• [Written problem]:
All of the listing below must be repeated word for word. Pictures are the only thing to omit.

• [Recorded information]:

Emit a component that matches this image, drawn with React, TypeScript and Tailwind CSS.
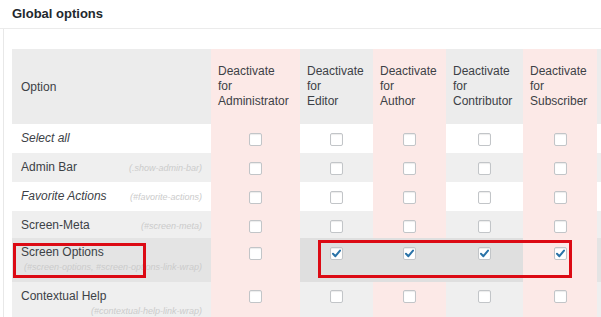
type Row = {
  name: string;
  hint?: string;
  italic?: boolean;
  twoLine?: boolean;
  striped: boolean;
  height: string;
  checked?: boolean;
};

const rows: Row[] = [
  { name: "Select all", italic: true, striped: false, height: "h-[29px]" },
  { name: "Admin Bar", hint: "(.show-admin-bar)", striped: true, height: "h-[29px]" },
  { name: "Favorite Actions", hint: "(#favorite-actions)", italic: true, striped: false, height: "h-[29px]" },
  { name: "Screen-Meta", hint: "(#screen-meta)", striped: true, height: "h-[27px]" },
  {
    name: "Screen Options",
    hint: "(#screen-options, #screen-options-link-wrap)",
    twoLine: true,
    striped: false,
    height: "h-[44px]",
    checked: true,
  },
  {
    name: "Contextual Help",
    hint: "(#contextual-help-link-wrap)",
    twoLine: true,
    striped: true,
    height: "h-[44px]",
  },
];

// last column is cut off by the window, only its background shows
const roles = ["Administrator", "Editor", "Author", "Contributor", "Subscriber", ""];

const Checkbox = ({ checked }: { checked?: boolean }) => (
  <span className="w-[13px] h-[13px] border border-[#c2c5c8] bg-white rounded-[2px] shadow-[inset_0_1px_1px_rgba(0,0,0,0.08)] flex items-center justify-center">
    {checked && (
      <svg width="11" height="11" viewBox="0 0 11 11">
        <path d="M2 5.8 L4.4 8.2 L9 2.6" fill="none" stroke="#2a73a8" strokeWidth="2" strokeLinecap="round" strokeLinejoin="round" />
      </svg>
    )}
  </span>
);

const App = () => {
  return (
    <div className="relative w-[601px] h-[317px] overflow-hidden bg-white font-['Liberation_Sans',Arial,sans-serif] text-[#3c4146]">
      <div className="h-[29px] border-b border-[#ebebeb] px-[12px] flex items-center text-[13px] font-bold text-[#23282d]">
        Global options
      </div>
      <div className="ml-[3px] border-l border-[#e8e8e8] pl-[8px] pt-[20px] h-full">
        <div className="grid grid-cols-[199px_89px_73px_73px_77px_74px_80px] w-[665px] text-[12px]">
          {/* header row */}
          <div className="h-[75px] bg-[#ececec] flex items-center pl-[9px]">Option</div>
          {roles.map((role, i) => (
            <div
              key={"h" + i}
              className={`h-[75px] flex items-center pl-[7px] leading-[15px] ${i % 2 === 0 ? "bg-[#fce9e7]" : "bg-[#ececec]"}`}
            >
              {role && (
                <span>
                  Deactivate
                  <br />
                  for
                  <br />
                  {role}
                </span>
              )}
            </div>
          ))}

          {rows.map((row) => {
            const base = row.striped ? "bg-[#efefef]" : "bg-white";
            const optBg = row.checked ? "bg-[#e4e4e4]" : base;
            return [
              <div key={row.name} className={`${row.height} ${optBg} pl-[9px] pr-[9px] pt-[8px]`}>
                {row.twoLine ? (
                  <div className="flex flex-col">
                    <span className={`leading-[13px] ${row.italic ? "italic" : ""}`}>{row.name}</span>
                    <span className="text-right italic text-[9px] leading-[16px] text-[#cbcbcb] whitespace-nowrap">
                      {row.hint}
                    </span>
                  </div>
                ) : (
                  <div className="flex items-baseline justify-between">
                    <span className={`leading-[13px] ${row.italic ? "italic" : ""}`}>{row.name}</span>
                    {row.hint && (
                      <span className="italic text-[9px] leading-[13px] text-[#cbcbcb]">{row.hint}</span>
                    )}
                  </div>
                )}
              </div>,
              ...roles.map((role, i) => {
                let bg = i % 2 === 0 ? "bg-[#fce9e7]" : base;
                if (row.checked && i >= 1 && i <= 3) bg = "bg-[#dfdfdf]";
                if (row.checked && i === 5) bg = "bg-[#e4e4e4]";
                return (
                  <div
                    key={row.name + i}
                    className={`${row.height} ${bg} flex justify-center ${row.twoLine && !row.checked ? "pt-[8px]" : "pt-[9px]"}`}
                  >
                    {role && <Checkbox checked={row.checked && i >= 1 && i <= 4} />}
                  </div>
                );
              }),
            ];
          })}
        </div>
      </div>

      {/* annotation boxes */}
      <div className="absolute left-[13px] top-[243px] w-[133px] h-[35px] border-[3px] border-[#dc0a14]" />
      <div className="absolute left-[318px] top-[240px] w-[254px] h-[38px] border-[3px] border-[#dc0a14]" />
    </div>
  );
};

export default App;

• [Finished exercise]:
Emit a component that matches this image, drawn with React, TypeScript and Tailwind CSS.
type Row = {
  name: string;
  hint?: string;
  italic?: boolean;
  twoLine?: boolean;
  striped: boolean;
  height: string;
  checked?: boolean;
};

const rows: Row[] = [
  { name: "Select all", italic: true, striped: false, height: "h-[29px]" },
  { name: "Admin Bar", hint: "(.show-admin-bar)", striped: true, height: "h-[29px]" },
  { name: "Favorite Actions", hint: "(#favorite-actions)", italic: true, striped: false, height: "h-[29px]" },
  { name: "Screen-Meta", hint: "(#screen-meta)", striped: true, height: "h-[27px]" },
  {
    name: "Screen Options",
    hint: "(#screen-options, #screen-options-link-wrap)",
    twoLine: true,
    striped: false,
    height: "h-[44px]",
    checked: true,
  },
  {
    name: "Contextual Help",
    hint: "(#contextual-help-link-wrap)",
    twoLine: true,
    striped: true,
    height: "h-[44px]",
  },
];

// last column is cut off by the window, only its background shows
const roles = ["Administrator", "Editor", "Author", "Contributor", "Subscriber", ""];

const Checkbox = ({ checked }: { checked?: boolean }) => (
  <span className="w-[13px] h-[13px] border border-[#c2c5c8] bg-white rounded-[2px] shadow-[inset_0_1px_1px_rgba(0,0,0,0.08)] flex items-center justify-center">
    {checked && (
      <svg width="11" height="11" viewBox="0 0 11 11">
        <path d="M2 5.8 L4.4 8.2 L9 2.6" fill="none" stroke="#2a73a8" strokeWidth="2" strokeLinecap="round" strokeLinejoin="round" />
      </svg>
    )}
  </span>
);

const App = () => {
  return (
    <div className="relative w-[601px] h-[317px] overflow-hidden bg-white font-['Liberation_Sans',Arial,sans-serif] text-[#3c4146]">
      <div className="h-[29px] border-b border-[#ebebeb] px-[12px] flex items-center text-[13px] font-bold text-[#23282d]">
        Global options
      </div>
      <div className="ml-[3px] border-l border-[#e8e8e8] pl-[8px] pt-[20px] h-full">
        <div className="grid grid-cols-[199px_89px_73px_73px_77px_74px_80px] w-[665px] text-[12px]">
          {/* header row */}
          <div className="h-[75px] bg-[#ececec] flex items-center pl-[9px]">Option</div>
          {roles.map((role, i) => (
            <div
              key={"h" + i}
              className={`h-[75px] flex items-center pl-[7px] leading-[15px] ${i % 2 === 0 ? "bg-[#fce9e7]" : "bg-[#ececec]"}`}
            >
              {role && (
                <span>
                  Deactivate
                  <br />
                  for
                  <br />
                  {role}
                </span>
              )}
            </div>
          ))}

          {rows.map((row) => {
            const base = row.striped ? "bg-[#efefef]" : "bg-white";
            const optBg = row.checked ? "bg-[#e4e4e4]" : base;
            return [
              <div key={row.name} className={`${row.height} ${optBg} pl-[9px] pr-[9px] pt-[8px]`}>
                {row.twoLine ? (
                  <div className="flex flex-col">
                    <span className={`leading-[13px] ${row.italic ? "italic" : ""}`}>{row.name}</span>
                    <span className="text-right italic text-[9px] leading-[16px] text-[#cbcbcb] whitespace-nowrap">
                      {row.hint}
                    </span>
                  </div>
                ) : (
                  <div className="flex items-baseline justify-between">
                    <span className={`leading-[13px] ${row.italic ? "italic" : ""}`}>{row.name}</span>
                    {row.hint && (
                      <span className="italic text-[9px] leading-[13px] text-[#cbcbcb]">{row.hint}</span>
                    )}
                  </div>
                )}
              </div>,
              ...roles.map((role, i) => {
                let bg = i % 2 === 0 ? "bg-[#fce9e7]" : base;
                if (row.checked && i >= 1 && i <= 3) bg = "bg-[#dfdfdf]";
                if (row.checked && i === 5) bg = "bg-[#e4e4e4]";
                return (
                  <div
                    key={row.name + i}
                    className={`${row.height} ${bg} flex justify-center ${row.twoLine && !row.checked ? "pt-[8px]" : "pt-[9px]"}`}
                  >
                    {role && <Checkbox checked={row.checked && i >= 1 && i <= 4} />}
                  </div>
                );
              }),
            ];
          })}
        </div>
      </div>

      {/* annotation boxes */}
      <div className="absolute left-[13px] top-[243px] w-[133px] h-[35px] border-[3px] border-[#dc0a14]" />
      <div className="absolute left-[318px] top-[240px] w-[254px] h-[38px] border-[3px] border-[#dc0a14]" />
    </div>
  );
};

export default App;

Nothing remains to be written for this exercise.